This book is an emotional, haunting rollercoaster of fairytale-meets-stranded-islanders-meets-teenage-sexual-awakening-meets-mermaids. Except it’s not about mermaids, really. Or is it?
The Gloaming is told by Kirsty Logan in a particularly involving, alluring and – frankly – deceptive way, spinning us from one member to another of the Ross family who live on a weird island somewhere. This island, and each of the Ross family’s experience of it, seems to suggest it exists in a fluid reality-mythical status where they go about their lives amongst fairy stories, moody visions, superstitions, half-stories, and a fear of death that involves all the islanders eventually turning to stone.
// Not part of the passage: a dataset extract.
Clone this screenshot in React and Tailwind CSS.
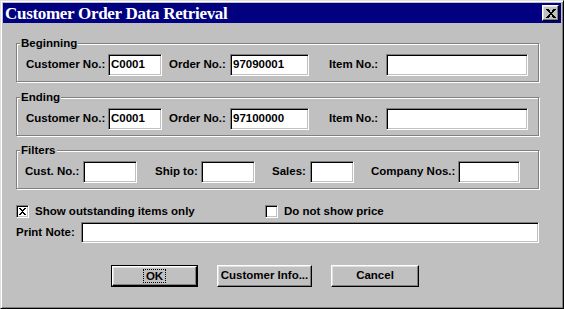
import React from "react";

const sunken =
  "bg-white border border-t-[#808080] border-l-[#808080] border-r-white border-b-white shadow-[inset_1px_1px_#000,inset_-1px_-1px_#c0c0c0]";
const raised =
  "bg-[#c0c0c0] border border-t-white border-l-white border-r-black border-b-black shadow-[inset_-1px_-1px_#808080,inset_1px_1px_#dfdfdf]";
const etched =
  "relative border border-[#808080] shadow-[1px_1px_#fff,inset_1px_1px_#fff]";

function Field({ w, value, h = "h-[22px]" }) {
  return (
    <div className={`${sunken} ${w} ${h} flex items-center pl-[2px] shrink-0`}>
      <span className="leading-none">{value}</span>
    </div>
  );
}

function Label({ w, pl = "", children }) {
  return (
    <div className={`${w} ${pl} shrink-0 whitespace-nowrap`}>{children}</div>
  );
}

function Group({ title, children, mt }) {
  return (
    <div className={`${etched} ${mt} h-[39px] pt-[10px]`}>
      <div className="absolute -top-[8px] left-[3px] bg-[#c0c0c0] px-[1px] leading-[14px]">
        {title}
      </div>
      {children}
    </div>
  );
}

function Check({ checked }) {
  return (
    <div className={`${sunken} w-[13px] h-[13px] shrink-0 flex items-center justify-center`}>
      {checked && (
        <svg width="7" height="7" viewBox="0 0 7 7" shapeRendering="crispEdges">
          <path d="M0 0h2v1h-2zM5 0h2v1h-2zM1 1h2v1h-2zM4 1h2v1h-2zM2 2h3v1h-3zM3 3h1v1h-1zM2 4h3v1h-3zM1 5h2v1h-2zM4 5h2v1h-2zM0 6h2v1h-2zM5 6h2v1h-2z" fill="#000" />
        </svg>
      )}
    </div>
  );
}

function Btn({ w, children, def }) {
  const inner = (
    <div className={`${raised} w-full h-full flex items-center justify-center`}>
      {children}
    </div>
  );
  if (def) {
    return (
      <div className={`${w} h-[22px] border border-black shrink-0`}>{inner}</div>
    );
  }
  return <div className={`${w} h-[22px] shrink-0`}>{inner}</div>;
}

export default function App() {
  return (
    <div
      className="w-[564px] h-[309px] bg-[#c0c0c0] border border-t-[#dfdfdf] border-l-[#dfdfdf] border-r-black border-b-black shadow-[inset_1px_1px_#fff,inset_-1px_-1px_#808080] p-[2px] flex flex-col text-black text-[11.5px] font-bold"
      style={{ fontFamily: '"Liberation Sans", Arial, sans-serif' }}
    >
      <div className="h-[20px] bg-[#000080] flex items-center justify-between pl-[2px] pr-[2px] shrink-0">
        <span
          className="text-white text-[17px] font-bold leading-none tracking-[-0.3px]"
          style={{ fontFamily: '"Liberation Serif", "Times New Roman", serif' }}
        >
          Customer Order Data Retrieval
        </span>
        <div className={`${raised} w-[17px] h-[16px] flex items-center justify-center`}>
          <svg width="10" height="9" viewBox="0 0 10 9" shapeRendering="crispEdges">
            <path d="M0 0h3v1h-3zM7 0h3v1h-3zM1 1h3v1h-3zM6 1h3v1h-3zM2 2h2v1h-2zM6 2h2v1h-2zM3 3h4v1h-4zM4 4h2v1h-2zM3 5h4v1h-4zM2 6h2v1h-2zM6 6h2v1h-2zM1 7h3v1h-3zM6 7h3v1h-3zM0 8h3v1h-3zM7 8h3v1h-3z" fill="#000" />
          </svg>
        </div>
      </div>

      <div className="flex flex-col pl-[13px] pr-[22px] pt-[20px]">
        <Group title="Beginning" mt="">
          <div className="flex items-center pl-[9px]">
            <Label w="w-[82px]">Customer No.:</Label>
            <Field w="w-[54px]" value="C0001" />
            <Label w="w-[68px]" pl="pl-[7px]">Order No.:</Label>
            <Field w="w-[79px]" value="97090001" />
            <Label w="w-[77px]" pl="pl-[20px]">Item No.:</Label>
            <Field w="w-[142px]" value="" />
          </div>
        </Group>

        <Group title="Ending" mt="mt-[15px]">
          <div className="flex items-center pl-[9px]">
            <Label w="w-[82px]">Customer No.:</Label>
            <Field w="w-[54px]" value="C0001" />
            <Label w="w-[68px]" pl="pl-[7px]">Order No.:</Label>
            <Field w="w-[79px]" value="97100000" />
            <Label w="w-[77px]" pl="pl-[20px]">Item No.:</Label>
            <Field w="w-[142px]" value="" />
          </div>
        </Group>

        <Group title="Filters" mt="mt-[14px]">
          <div className="flex items-center pl-[8px]">
            <Label w="w-[58px]">Cust. No.:</Label>
            <Field w="w-[54px]" value="" />
            <Label w="w-[64px]" pl="pl-[18px]">Ship to:</Label>
            <Field w="w-[54px]" value="" />
            <Label w="w-[55px]" pl="pl-[17px]">Sales:</Label>
            <Field w="w-[44px]" value="" />
            <Label w="w-[104px]" pl="pl-[17px]">Company Nos.:</Label>
            <Field w="w-[62px]" value="" />
          </div>
        </Group>

        <div className="flex items-center mt-[16px] h-[13px]">
          <div className="flex items-center w-[249px]">
            <Check checked />
            <span className="ml-[6px] leading-none">Show outstanding items only</span>
          </div>
          <Check />
          <span className="ml-[6px] leading-none">Do not show price</span>
        </div>

        <div className="flex items-center mt-[4px]">
          <Label w="w-[65px]">Print Note:</Label>
          <Field w="flex-1" h="h-[21px]" value="" />
        </div>

        <div className="flex items-center mt-[22px] pl-[95px] gap-[19px]">
          <Btn w="w-[87px]" def>
            <span className="outline outline-1 outline-dotted outline-black px-[2px] leading-[12px]">OK</span>
          </Btn>
          <Btn w="w-[95px]">Customer Info...</Btn>
          <Btn w="w-[88px]">Cancel</Btn>
        </div>
      </div>
    </div>
  );
}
After their little brother, Bee, drowns sisters Islay and Mara’s world collapses and they try to fight through theirs – and their parents – grief by exploring their own minds, the islands and their newly discovered sexual desires. If you’re a teen girl reading this, and wondering about your sexuality, this book does an amazing, sensory, emotional job of depicting how one girl’s life changes when love and sex walks into it. Or, in this case, perhaps swims into it in the form of Pearl who is an is-she-or-isn’t-she mermaid.
There are a lot of weaved storylines here that interact organically, and they all have a very dark undertone. So much so that this book is probably just as much a lament on mourning a close relative as it is a coming-of-age story. Either way, it certainly swept me away and I enjoyed how every page was deliciously described, the island felt like both an ominous and magical place I lived with the family, amongst all their myths and legends. And, ultimately, it becomes a story full of symbols of the different and endless kinds of love there are in the world.
A beautiful, atmospheric and incredibly haunting story.